Global shares have had a difficult few weeks and have fallen particular steeply since the US Federal Reserve (Fed) raised interest rates by 50 basis points (0.50%) on 4 May.
For once, the US is performing worse than average, with its high weighting in technology and growth stocks counting against it.
As equity investors, one of our main sources of information about what’s going on comes in the form of quarterly reporting seasons. These see publicly-listed companies provide detailed explanations about what they’re seeing day-to-day; what is changing and what is not changing.
Latest earnings season positive, but clouds for some sectors
The reporting season for the first quarter has recently concluded. In fact, for the vast majority of companies, the business climate is still quite positive, showing strong revenue and earnings growth. It’s by no means been as robust as 2021, but for companies listed in the US S&P 500 stock market index, revenue and earnings have grown by a low teens percentage.
Looking ahead to the rest of the year, earnings estimates are not being revised higher but they’re also not falling dramatically. I’d say that’s a fairly strong achievement.
However, there are some sectors that are more challenged and where clouds are gathering on the horizon.
One sector that saw earnings declines in Q1 was financials, particularly banks. This was largely because of a jump in provisions. Provisions are funds that are set aside in anticipation of future losses.

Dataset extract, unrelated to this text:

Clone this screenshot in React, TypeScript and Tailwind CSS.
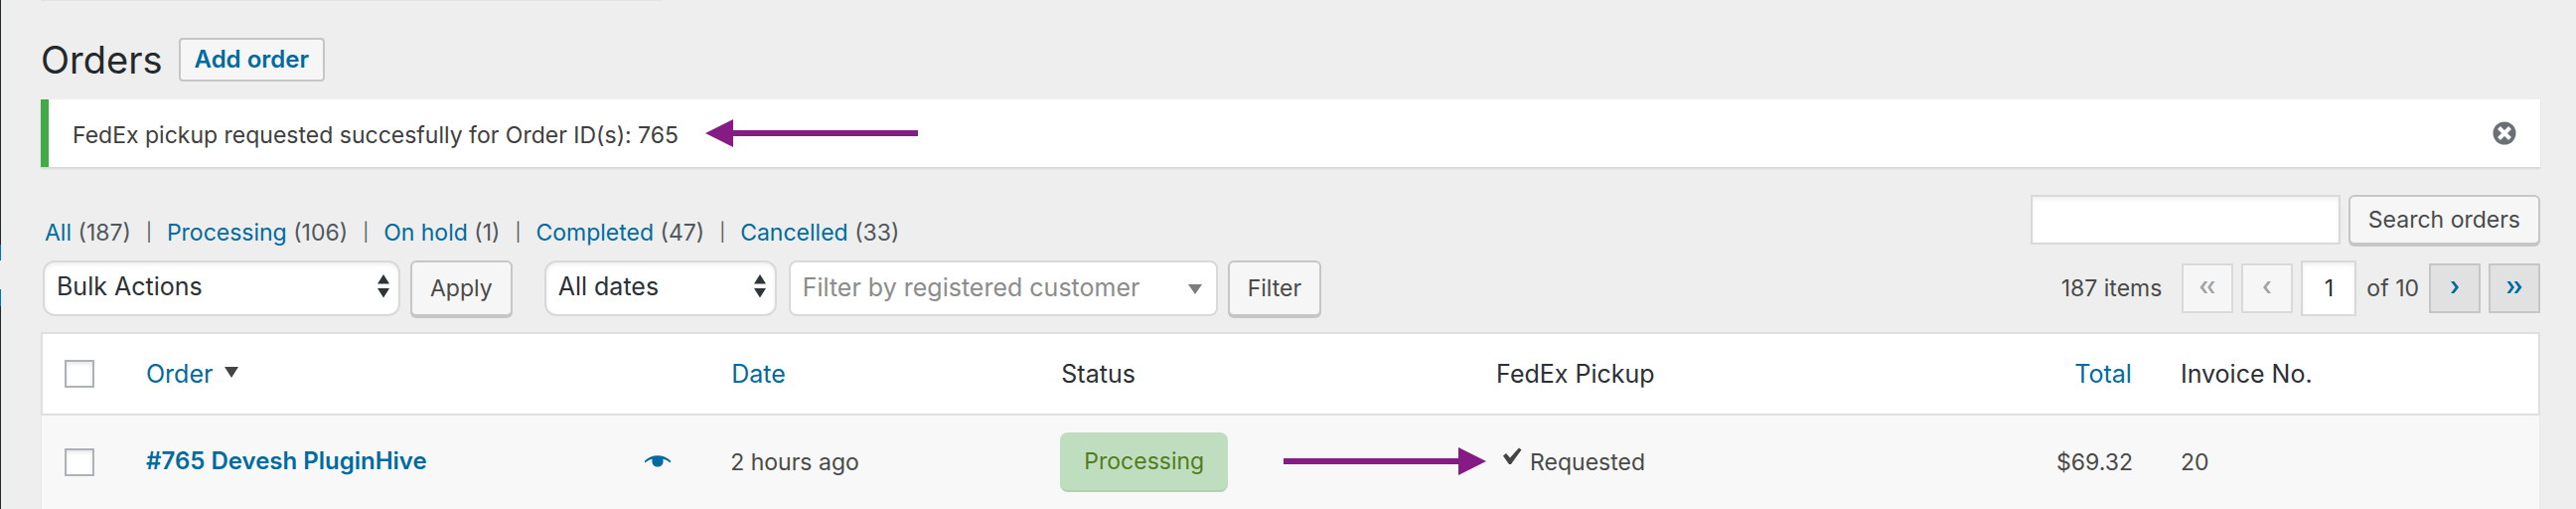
import { useState } from "react";

interface View {
    label: string;
    count: number;
}

interface Order {
    id: number;
    customer: string;
    date: string;
    status: string;
    pickup: string;
    total: string;
    invoice: number;
}

const views: View[] = [
    { label: "All", count: 187 },
    { label: "Processing", count: 106 },
    { label: "On hold", count: 1 },
    { label: "Completed", count: 47 },
    { label: "Cancelled", count: 33 },
];

const orders: Order[] = [
    { id: 765, customer: "Devesh PluginHive", date: "2 hours ago", status: "Processing", pickup: "Requested", total: "$69.32", invoice: 20 },
];

const buttonClass = "shrink-0 rounded-md border-2 border-[#c6c6c6] bg-[#f6f6f6] px-[18px] text-[23px] text-[#4a4a4a] shadow-[0_2px_0_#c6c6c6]";
const inputClass = "border-2 border-[#d9d9d9] bg-white shadow-[inset_0_2px_4px_rgba(0,0,0,0.07)]";
const selectClass = "h-14 w-full appearance-none border-2 border-[#d9d9d9] bg-white pl-3 text-[25px]";
const pageClass = "h-[50px] w-[52px] shrink-0 border-2 flex items-center justify-center";

const UpDown = () => (
    <svg viewBox="0 0 12 24" className="pointer-events-none absolute top-[14px] right-[11px] h-6 w-3" fill="#2f3439">
        <path d="M6 0 L12 9.500 H0 Z M0 14 H12 L6 23.500 Z" />
    </svg>
);

const Chevron = ({ double, flip }: { double?: boolean; flip?: boolean }) => (
    <svg viewBox="0 0 16 14" className={flip ? "mb-0.5 h-[14px] w-4 rotate-180" : "mb-0.5 h-[14px] w-4"} fill="currentColor">
        {double
            ? <path d="M0.500 1 H3.700 L8 7 L3.700 13 H0.500 L4.800 7 Z M7.700 1 H10.900 L15.500 7 L10.900 13 H7.700 L12 7 Z" />
            : <path d="M4 1 H7.300 L12 7 L7.300 13 H4 L8.500 7 Z" />}
    </svg>
);

const Notice = ({ onDismiss }: { onDismiss: () => void }) => (
    <div className="mt-[18px] flex h-[68px] items-center border-l-8 border-[#42ab48] bg-white pr-6 pl-6 shadow-[0_2px_2px_rgba(0,0,0,0.1)]">
        <p className="pt-1 text-[23px] text-[#404040]">FedEx pickup requested succesfully for Order ID(s): 765</p>
        <svg viewBox="0 0 214 28" className="ml-[27px] h-7 w-[214px]" fill="#861b85">
            <path d="M0 14 L28 0 V11 H214 V17 H28 V28 Z" />
        </svg>
        <button onClick={onDismiss} aria-label="Dismiss this notice" className="ml-auto">
            <svg viewBox="0 0 24 24" className="h-6 w-6">
                <circle cx="12" cy="12" r="11.500" fill="#6b7075" />
                <path d="M6.500 6.500 L17.500 17.500 M17.500 6.500 L6.500 17.500" stroke="#fff" strokeWidth="4" />
            </svg>
        </button>
    </div>
);

const App = () => {
    const [showNotice, setShowNotice] = useState(true);
    const [selected, setSelected] = useState<number[]>([]);
    const allSelected = selected.length === orders.length;

    const toggleAll = () => setSelected(allSelected ? [] : orders.map(o => o.id));
    const toggle = (id: number) => setSelected(prev => prev.includes(id) ? prev.filter(i => i !== id) : [...prev, id]);

    const checkboxClass = "block h-7 w-[30px] appearance-none border-2 border-[#adb2b8] bg-white shadow-[inset_0_2px_4px_rgba(0,0,0,0.1)] checked:bg-[#006ba1]";

    return (
        <div className="flex min-h-screen bg-[#eeeeee] font-['Inter',sans-serif] text-[#2c3137]">
            {/* Edge of the admin menu */}
            <div className="flex w-px shrink-0 flex-col">
                <div className="h-[246px] bg-[#23282d]" />
                <div className="h-4 bg-[#0073aa]" />
                <div className="h-[29px]" />
                <div className="h-[17px] bg-[#0073aa]" />
                <div className="grow bg-[#23282d]" />
            </div>

            <main className="min-w-0 grow pr-9 pl-10">
                <div className="h-px w-[625px] bg-[#e4e4e4]" />
                <div className="mt-[37px] flex items-center gap-4">
                    <h1 className="text-[38px] leading-[44px] text-[#23282d]">Orders</h1>
                    <a href="#add" className="flex h-11 items-center rounded border-2 border-[#c6c6c6] bg-[#f6f6f6] px-[14px] text-2xl font-semibold text-[#006ba1]">Add order</a>
                </div>

                {showNotice && <Notice onDismiss={() => setShowNotice(false)} />}

                <div className="mt-7 flex items-start justify-between">
                    <ul className="mt-[22px] ml-1 flex text-[23px] leading-8">
                        {views.map((view, i) => (
                            <li key={view.label} className="flex text-[#50575e]">
                                <span><a href={"#" + view.label} className="text-[#006ba1]">{view.label}</a> ({view.count})</span>
                                {i < views.length - 1 && <span className="mx-[15px] text-lg leading-8">|</span>}
                            </li>
                        ))}
                    </ul>
                    <form className="flex gap-2">
                        <input type="search" aria-label="Search orders" className={`h-[50px] w-[312px] px-3 text-[23px] ${inputClass}`} />
                        <button type="button" className={`h-[50px] ${buttonClass}`}>Search orders</button>
                    </form>
                </div>

                <div className="mt-3 flex items-center justify-between">
                    <div className="ml-0.5 flex">
                        <div className="relative w-[360px]">
                            <select aria-label="Bulk actions" className={`rounded-xl pb-0.5 shadow-[inset_0_2px_4px_rgba(0,0,0,0.07)] ${selectClass}`}>
                                <option>Bulk Actions</option>
                            </select>
                            <UpDown />
                        </div>
                        <button className={`ml-[10px] h-14 ${buttonClass}`}>Apply</button>
                        <div className="relative ml-8 w-[234px]">
                            <select aria-label="Filter by date" className={`rounded-xl pb-0.5 shadow-[inset_0_2px_4px_rgba(0,0,0,0.07)] ${selectClass}`}>
                                <option>All dates</option>
                            </select>
                            <UpDown />
                        </div>
                        <div className="relative ml-3 w-[432px]">
                            <select aria-label="Filter by registered customer" className={`rounded-lg text-[#8c8c8c] ${selectClass}`}>
                                <option>Filter by registered customer</option>
                            </select>
                            <svg viewBox="0 0 14 10" className="pointer-events-none absolute top-6 right-4 h-[10px] w-[14px]" fill="#7d7d7d">
                                <path d="M0 0 H14 L7 10 Z" />
                            </svg>
                        </div>
                        <button className={`ml-[10px] h-14 ${buttonClass}`}>Filter</button>
                    </div>

                    <div className="flex items-center gap-2 text-[23px] text-[#4a4a4a]">
                        <span className="mr-3">187 items</span>
                        <button disabled aria-label="First page" className={`border-[#d9d9d9] bg-[#f6f6f6] text-[#a0a5aa] ${pageClass}`}><Chevron double flip /></button>
                        <button disabled aria-label="Previous page" className={`border-[#d9d9d9] bg-[#f6f6f6] text-[#a0a5aa] ${pageClass}`}><Chevron flip /></button>
                        <input aria-label="Current page" defaultValue="1" className={`h-14 w-14 text-center text-[#2c3137] ${inputClass}`} />
                        <span className="px-0.5">of 10</span>
                        <button aria-label="Next page" className={`border-[#c6c6c6] bg-[#e1e1e1] text-[#006ba1] ${pageClass}`}><Chevron /></button>
                        <button aria-label="Last page" className={`border-[#c6c6c6] bg-[#e1e1e1] text-[#006ba1] ${pageClass}`}><Chevron double /></button>
                    </div>
                </div>

                <table className="mt-4 w-full table-fixed border-separate border-spacing-0 text-left text-[23px] leading-8">
                    <thead>
                        <tr className="bg-white text-[25px] *:h-[84px] *:border-y-2 *:border-[#dfdfdf] *:font-normal">
                            <th className="w-[88px] border-l-2 pl-[22px]">
                                <input type="checkbox" aria-label="Select all" checked={allSelected} onChange={toggleAll} className={checkboxClass} />
                            </th>
                            <th className="w-[23.3%] px-[18px]">
                                <a href="#order" className="flex items-center gap-3 text-[#006ba1]">
                                    Order
                                    <svg viewBox="0 0 14 11" className="mb-1 h-[11px] w-[14px]" fill="#444">
                                        <path d="M0 0 H14 L7 11 Z" />
                                    </svg>
                                </a>
                            </th>
                            <th className="w-[13.2%] px-[21px]"><a href="#date" className="text-[#006ba1]">Date</a></th>
                            <th className="w-[17.4%] px-[21px]">Status</th>
                            <th className="w-[17.6%] px-[21px]">FedEx Pickup</th>
                            <th className="w-[9.5%] px-[21px] text-right"><a href="#total" className="text-[#006ba1]">Total</a></th>
                            <th className="border-r-2 pl-7">Invoice No.</th>
                        </tr>
                    </thead>
                    <tbody>
                        {orders.map(order => (
                            <tr key={order.id} className="bg-[#f8f8f8] text-[#4a4a4a] *:h-[94px]">
                                <td className="border-l border-[#e8e8e8] pl-[23px]">
                                    <input type="checkbox" aria-label={`Select order ${order.id}`} checked={selected.includes(order.id)} onChange={() => toggle(order.id)} className={checkboxClass} />
                                </td>
                                <td className="px-[18px]">
                                    <div className="flex items-center justify-between pr-[22px] pb-0.5">
                                        <a href="#765" className="text-2xl font-semibold text-[#006ba1]">#{order.id} {order.customer}</a>
                                        <button aria-label="Preview" className="text-[#006ba1]">
                                            <svg viewBox="0 0 26 12" className="h-3 w-[26px]" fill="currentColor">
                                                <path d="M0 5.500 C7 -1.500 19 -1.500 26 5.500 V7.500 C23 5.500 21 4.500 18.300 3.800 C19.500 8 17 11.500 13 11.500 C9 11.500 6.500 8 7.700 3.800 C5 4.500 3 5.500 0 7.500 Z" />
                                            </svg>
                                        </button>
                                    </div>
                                </td>
                                <td className="px-5">{order.date}</td>
                                <td className="px-5">
                                    <span className="inline-flex h-[60px] items-center rounded-lg border-b-2 border-[#b3d0b3] bg-[#bfddbf] px-6 text-[#527d1c]">{order.status}</span>
                                </td>
                                <td className="relative px-5">
                                    <svg viewBox="0 0 204 28" className="absolute top-8 right-full -mr-[11px] h-7 w-[204px]" fill="#861b85">
                                        <path d="M0 11 H176 V0 L204 14 L176 28 V17 H0 Z" />
                                    </svg>
                                    <div className="flex items-center gap-2 pl-2">
                                        <svg viewBox="0 0 19 18" className="mb-3 h-[18px] w-[19px]" fill="#444">
                                            <path d="M16 0.500 L18.500 2.500 L8 17 H6 L0 8.500 L3 6 L7 10.500 Z" />
                                        </svg>
                                        {order.pickup}
                                    </div>
                                </td>
                                <td className="px-5 text-right">{order.total}</td>
                                <td className="border-r border-[#e8e8e8] pl-7">{order.invoice}</td>
                            </tr>
                        ))}
                    </tbody>
                </table>
            </main>
        </div>
    );
};

export default App;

We should remember that bank losses for bad loans have been low for a very extended period, so provisions have risen from what was probably an unsustainably low level.
It’s possible that a lot of these provisions will be relatively short lived. The big question will be whether the US Fed can engineer a soft economic landing, or whether the economy will end up in recession. Clearly, if we end up in recession then banks could face a rise in bad debts.
Another sector that’s having a difficult time is manufacturing. Anything involving making physical goods and shipping them around the world is facing a very complex situation right now. There’s a lot of cost pressure in supply chains.
Providers of “mission critical” goods or services will fare best
That cost pressure, and the ability of companies to pass on cost increases to customers, is the key element that we as stockpickers are focused on right now. In a nutshell, the source of “pricing power” – or the ability to raise prices without destroying demand – comes from having a product or service that is indispensable or mission critical.
That can be real, or it can be a matter of perception. Take Coca-Cola, for example. If you go to the supermarket, you’ll find it next to own brand equivalents which cost a fraction of the price and taste more or less the same. But customers perceive that Coca-Cola is unique, and that’s enabled the company to push through a c.7% year-on-year price increase.
An example in technology in Microsoft. The Microsoft suite of tools is probably mission critical for most office workers. It’s hard to see any such businesses cancelling their Microsoft contract just because Microsoft is raising prices a little bit.
Those sorts of companies are able to weather the inflationary environment really well.
Energy sector could surprise on spending restraint
A sector under great scrutiny right now is energy, given the rise in the oil price this year. We think oil prices are likely to remain relatively robust.
Another positive surprise could come in the form of capital discipline, i.e. reining in spending. That’s a concept that been pretty foreign to the energy sector in the past. However, we’re now seeing companies refrain from increasing drilling activity at any price. Instead, they’re focusing on free cash flow generation, and on returning that cash to shareholders.
That combination means energy remains a sector of interest for us.